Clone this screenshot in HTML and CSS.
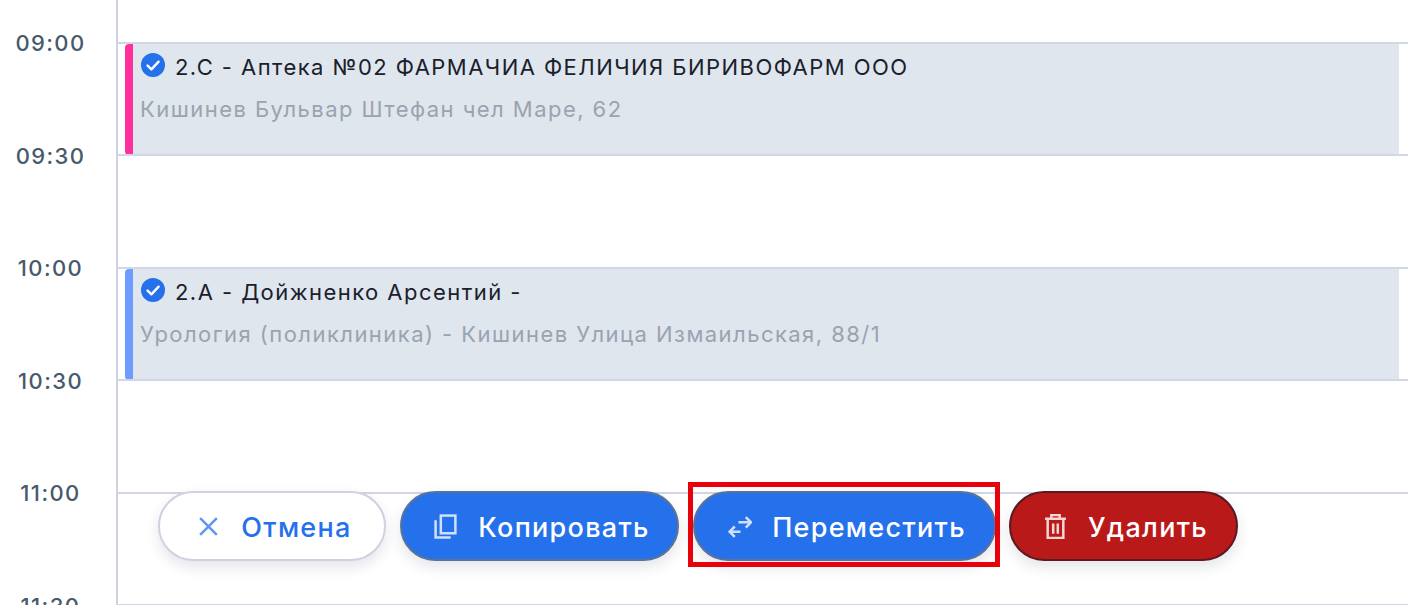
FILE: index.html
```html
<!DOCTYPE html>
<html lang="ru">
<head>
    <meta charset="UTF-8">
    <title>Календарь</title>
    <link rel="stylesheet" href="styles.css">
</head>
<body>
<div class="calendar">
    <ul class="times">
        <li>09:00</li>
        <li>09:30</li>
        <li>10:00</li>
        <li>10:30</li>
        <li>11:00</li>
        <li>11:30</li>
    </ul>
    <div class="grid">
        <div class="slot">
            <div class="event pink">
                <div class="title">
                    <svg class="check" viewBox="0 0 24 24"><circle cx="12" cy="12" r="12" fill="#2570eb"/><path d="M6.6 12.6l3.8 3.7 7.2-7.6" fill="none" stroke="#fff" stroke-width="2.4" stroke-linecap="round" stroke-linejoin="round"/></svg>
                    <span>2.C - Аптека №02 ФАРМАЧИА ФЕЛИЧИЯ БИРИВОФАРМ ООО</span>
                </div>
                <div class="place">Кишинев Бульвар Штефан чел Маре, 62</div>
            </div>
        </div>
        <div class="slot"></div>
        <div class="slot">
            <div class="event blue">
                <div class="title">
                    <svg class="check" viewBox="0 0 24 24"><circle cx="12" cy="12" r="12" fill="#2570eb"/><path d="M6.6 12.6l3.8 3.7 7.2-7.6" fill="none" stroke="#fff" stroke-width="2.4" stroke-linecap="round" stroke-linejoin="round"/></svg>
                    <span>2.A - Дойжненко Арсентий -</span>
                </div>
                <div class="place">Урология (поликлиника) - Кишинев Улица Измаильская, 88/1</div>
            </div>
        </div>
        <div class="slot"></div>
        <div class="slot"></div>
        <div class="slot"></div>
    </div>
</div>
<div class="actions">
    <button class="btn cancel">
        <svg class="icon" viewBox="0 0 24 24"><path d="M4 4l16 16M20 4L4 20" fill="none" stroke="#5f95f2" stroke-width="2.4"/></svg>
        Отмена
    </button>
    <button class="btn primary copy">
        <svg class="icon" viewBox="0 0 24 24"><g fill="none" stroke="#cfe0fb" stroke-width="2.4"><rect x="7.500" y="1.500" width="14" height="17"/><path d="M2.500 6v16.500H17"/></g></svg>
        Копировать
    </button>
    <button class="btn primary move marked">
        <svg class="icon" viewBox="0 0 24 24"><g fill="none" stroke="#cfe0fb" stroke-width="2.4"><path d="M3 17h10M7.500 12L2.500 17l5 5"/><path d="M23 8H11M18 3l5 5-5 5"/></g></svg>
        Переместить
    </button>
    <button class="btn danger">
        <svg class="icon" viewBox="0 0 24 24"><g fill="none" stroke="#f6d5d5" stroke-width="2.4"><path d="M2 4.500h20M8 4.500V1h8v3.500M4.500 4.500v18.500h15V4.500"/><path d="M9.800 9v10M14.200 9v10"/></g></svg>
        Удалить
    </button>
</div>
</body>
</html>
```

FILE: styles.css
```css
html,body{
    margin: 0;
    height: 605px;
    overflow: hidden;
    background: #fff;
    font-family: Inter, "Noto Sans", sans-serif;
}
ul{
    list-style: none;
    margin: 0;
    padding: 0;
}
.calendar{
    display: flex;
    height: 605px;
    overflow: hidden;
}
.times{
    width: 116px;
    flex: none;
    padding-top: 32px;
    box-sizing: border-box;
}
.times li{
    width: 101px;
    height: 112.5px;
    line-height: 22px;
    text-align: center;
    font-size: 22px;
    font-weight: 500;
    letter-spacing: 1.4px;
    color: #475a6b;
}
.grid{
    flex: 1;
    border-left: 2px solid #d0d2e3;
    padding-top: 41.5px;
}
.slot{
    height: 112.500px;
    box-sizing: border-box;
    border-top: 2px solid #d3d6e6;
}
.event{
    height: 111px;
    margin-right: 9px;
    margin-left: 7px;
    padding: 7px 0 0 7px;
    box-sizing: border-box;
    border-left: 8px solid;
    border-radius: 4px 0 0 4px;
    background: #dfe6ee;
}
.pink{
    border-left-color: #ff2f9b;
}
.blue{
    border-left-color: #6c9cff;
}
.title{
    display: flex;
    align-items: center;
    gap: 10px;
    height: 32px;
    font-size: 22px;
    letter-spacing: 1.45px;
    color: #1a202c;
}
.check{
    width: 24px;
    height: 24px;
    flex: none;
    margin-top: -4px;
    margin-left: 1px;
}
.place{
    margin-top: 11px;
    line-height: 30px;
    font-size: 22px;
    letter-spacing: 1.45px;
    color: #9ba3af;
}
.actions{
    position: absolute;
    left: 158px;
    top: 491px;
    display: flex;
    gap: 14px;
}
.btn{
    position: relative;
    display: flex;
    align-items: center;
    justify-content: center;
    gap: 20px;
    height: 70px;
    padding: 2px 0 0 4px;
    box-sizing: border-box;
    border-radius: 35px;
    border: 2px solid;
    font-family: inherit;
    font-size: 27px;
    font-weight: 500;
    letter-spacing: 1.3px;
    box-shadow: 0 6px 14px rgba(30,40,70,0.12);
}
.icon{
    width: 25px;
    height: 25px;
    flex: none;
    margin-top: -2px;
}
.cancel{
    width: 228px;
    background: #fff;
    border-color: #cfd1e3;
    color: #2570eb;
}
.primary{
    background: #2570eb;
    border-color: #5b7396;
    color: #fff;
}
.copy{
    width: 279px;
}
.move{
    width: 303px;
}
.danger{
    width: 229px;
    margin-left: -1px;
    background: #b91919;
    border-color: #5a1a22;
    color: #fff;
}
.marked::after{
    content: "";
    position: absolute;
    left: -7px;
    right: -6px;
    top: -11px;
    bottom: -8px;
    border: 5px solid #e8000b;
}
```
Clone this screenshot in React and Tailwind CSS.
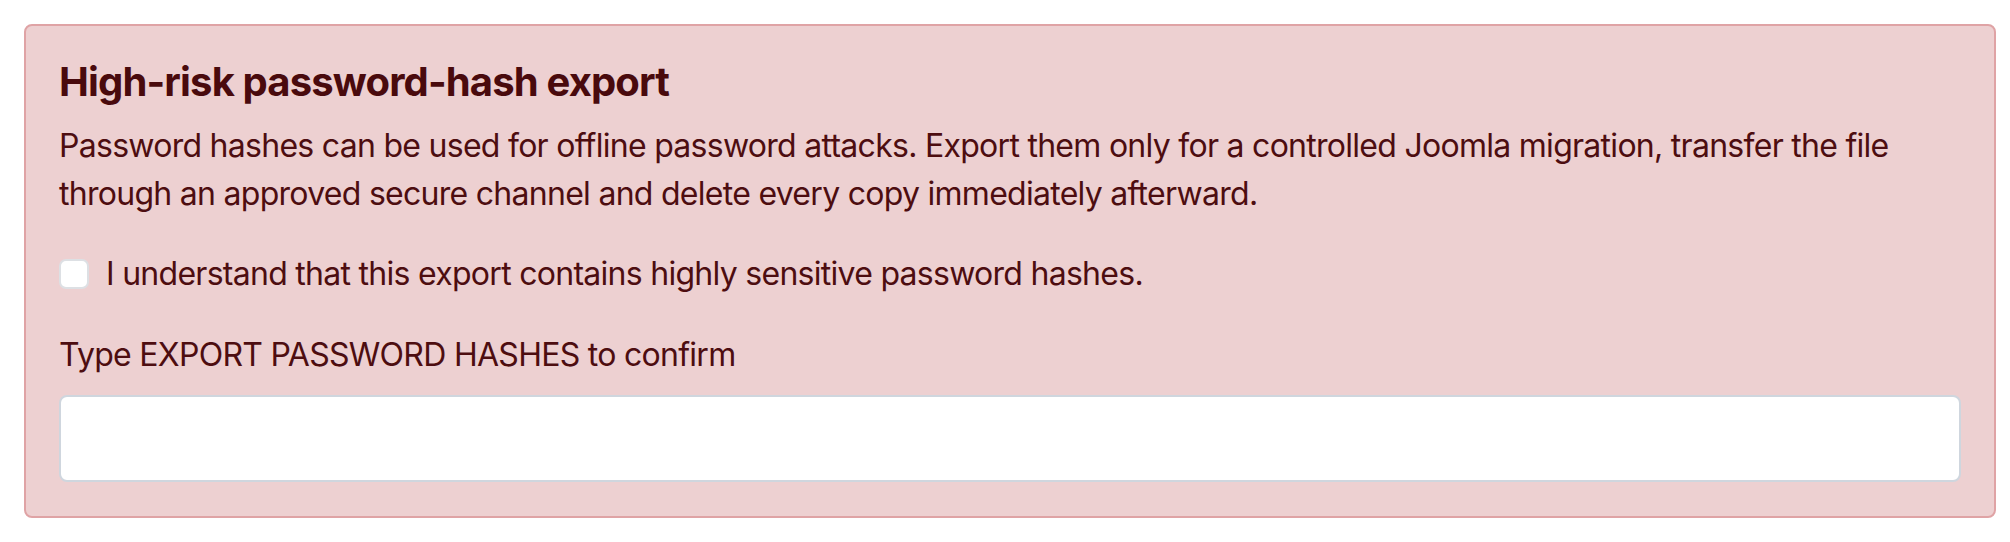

- **WRITTEN INSTRUCTION**
Give every line above again exactly, with no pictures.

- **FULL OUTPUT**
Clone this screenshot in HTML and CSS.
FILE: index.html
```html
<!DOCTYPE html>
<html lang="ru">
<head>
    <meta charset="UTF-8">
    <title>Календарь</title>
    <link rel="stylesheet" href="styles.css">
</head>
<body>
<div class="calendar">
    <ul class="times">
        <li>09:00</li>
        <li>09:30</li>
        <li>10:00</li>
        <li>10:30</li>
        <li>11:00</li>
        <li>11:30</li>
    </ul>
    <div class="grid">
        <div class="slot">
            <div class="event pink">
                <div class="title">
                    <svg class="check" viewBox="0 0 24 24"><circle cx="12" cy="12" r="12" fill="#2570eb"/><path d="M6.6 12.6l3.8 3.7 7.2-7.6" fill="none" stroke="#fff" stroke-width="2.4" stroke-linecap="round" stroke-linejoin="round"/></svg>
                    <span>2.C - Аптека №02 ФАРМАЧИА ФЕЛИЧИЯ БИРИВОФАРМ ООО</span>
                </div>
                <div class="place">Кишинев Бульвар Штефан чел Маре, 62</div>
            </div>
        </div>
        <div class="slot"></div>
        <div class="slot">
            <div class="event blue">
                <div class="title">
                    <svg class="check" viewBox="0 0 24 24"><circle cx="12" cy="12" r="12" fill="#2570eb"/><path d="M6.6 12.6l3.8 3.7 7.2-7.6" fill="none" stroke="#fff" stroke-width="2.4" stroke-linecap="round" stroke-linejoin="round"/></svg>
                    <span>2.A - Дойжненко Арсентий -</span>
                </div>
                <div class="place">Урология (поликлиника) - Кишинев Улица Измаильская, 88/1</div>
            </div>
        </div>
        <div class="slot"></div>
        <div class="slot"></div>
        <div class="slot"></div>
    </div>
</div>
<div class="actions">
    <button class="btn cancel">
        <svg class="icon" viewBox="0 0 24 24"><path d="M4 4l16 16M20 4L4 20" fill="none" stroke="#5f95f2" stroke-width="2.4"/></svg>
        Отмена
    </button>
    <button class="btn primary copy">
        <svg class="icon" viewBox="0 0 24 24"><g fill="none" stroke="#cfe0fb" stroke-width="2.4"><rect x="7.500" y="1.500" width="14" height="17"/><path d="M2.500 6v16.500H17"/></g></svg>
        Копировать
    </button>
    <button class="btn primary move marked">
        <svg class="icon" viewBox="0 0 24 24"><g fill="none" stroke="#cfe0fb" stroke-width="2.4"><path d="M3 17h10M7.500 12L2.500 17l5 5"/><path d="M23 8H11M18 3l5 5-5 5"/></g></svg>
        Переместить
    </button>
    <button class="btn danger">
        <svg class="icon" viewBox="0 0 24 24"><g fill="none" stroke="#f6d5d5" stroke-width="2.4"><path d="M2 4.500h20M8 4.500V1h8v3.500M4.500 4.500v18.500h15V4.500"/><path d="M9.800 9v10M14.200 9v10"/></g></svg>
        Удалить
    </button>
</div>
</body>
</html>
```

FILE: styles.css
```css
html,body{
    margin: 0;
    height: 605px;
    overflow: hidden;
    background: #fff;
    font-family: Inter, "Noto Sans", sans-serif;
}
ul{
    list-style: none;
    margin: 0;
    padding: 0;
}
.calendar{
    display: flex;
    height: 605px;
    overflow: hidden;
}
.times{
    width: 116px;
    flex: none;
    padding-top: 32px;
    box-sizing: border-box;
}
.times li{
    width: 101px;
    height: 112.5px;
    line-height: 22px;
    text-align: center;
    font-size: 22px;
    font-weight: 500;
    letter-spacing: 1.4px;
    color: #475a6b;
}
.grid{
    flex: 1;
    border-left: 2px solid #d0d2e3;
    padding-top: 41.5px;
}
.slot{
    height: 112.500px;
    box-sizing: border-box;
    border-top: 2px solid #d3d6e6;
}
.event{
    height: 111px;
    margin-right: 9px;
    margin-left: 7px;
    padding: 7px 0 0 7px;
    box-sizing: border-box;
    border-left: 8px solid;
    border-radius: 4px 0 0 4px;
    background: #dfe6ee;
}
.pink{
    border-left-color: #ff2f9b;
}
.blue{
    border-left-color: #6c9cff;
}
.title{
    display: flex;
    align-items: center;
    gap: 10px;
    height: 32px;
    font-size: 22px;
    letter-spacing: 1.45px;
    color: #1a202c;
}
.check{
    width: 24px;
    height: 24px;
    flex: none;
    margin-top: -4px;
    margin-left: 1px;
}
.place{
    margin-top: 11px;
    line-height: 30px;
    font-size: 22px;
    letter-spacing: 1.45px;
    color: #9ba3af;
}
.actions{
    position: absolute;
    left: 158px;
    top: 491px;
    display: flex;
    gap: 14px;
}
.btn{
    position: relative;
    display: flex;
    align-items: center;
    justify-content: center;
    gap: 20px;
    height: 70px;
    padding: 2px 0 0 4px;
    box-sizing: border-box;
    border-radius: 35px;
    border: 2px solid;
    font-family: inherit;
    font-size: 27px;
    font-weight: 500;
    letter-spacing: 1.3px;
    box-shadow: 0 6px 14px rgba(30,40,70,0.12);
}
.icon{
    width: 25px;
    height: 25px;
    flex: none;
    margin-top: -2px;
}
.cancel{
    width: 228px;
    background: #fff;
    border-color: #cfd1e3;
    color: #2570eb;
}
.primary{
    background: #2570eb;
    border-color: #5b7396;
    color: #fff;
}
.copy{
    width: 279px;
}
.move{
    width: 303px;
}
.danger{
    width: 229px;
    margin-left: -1px;
    background: #b91919;
    border-color: #5a1a22;
    color: #fff;
}
.marked::after{
    content: "";
    position: absolute;
    left: -7px;
    right: -6px;
    top: -11px;
    bottom: -8px;
    border: 5px solid #e8000b;
}
```
Clone this screenshot in React and Tailwind CSS.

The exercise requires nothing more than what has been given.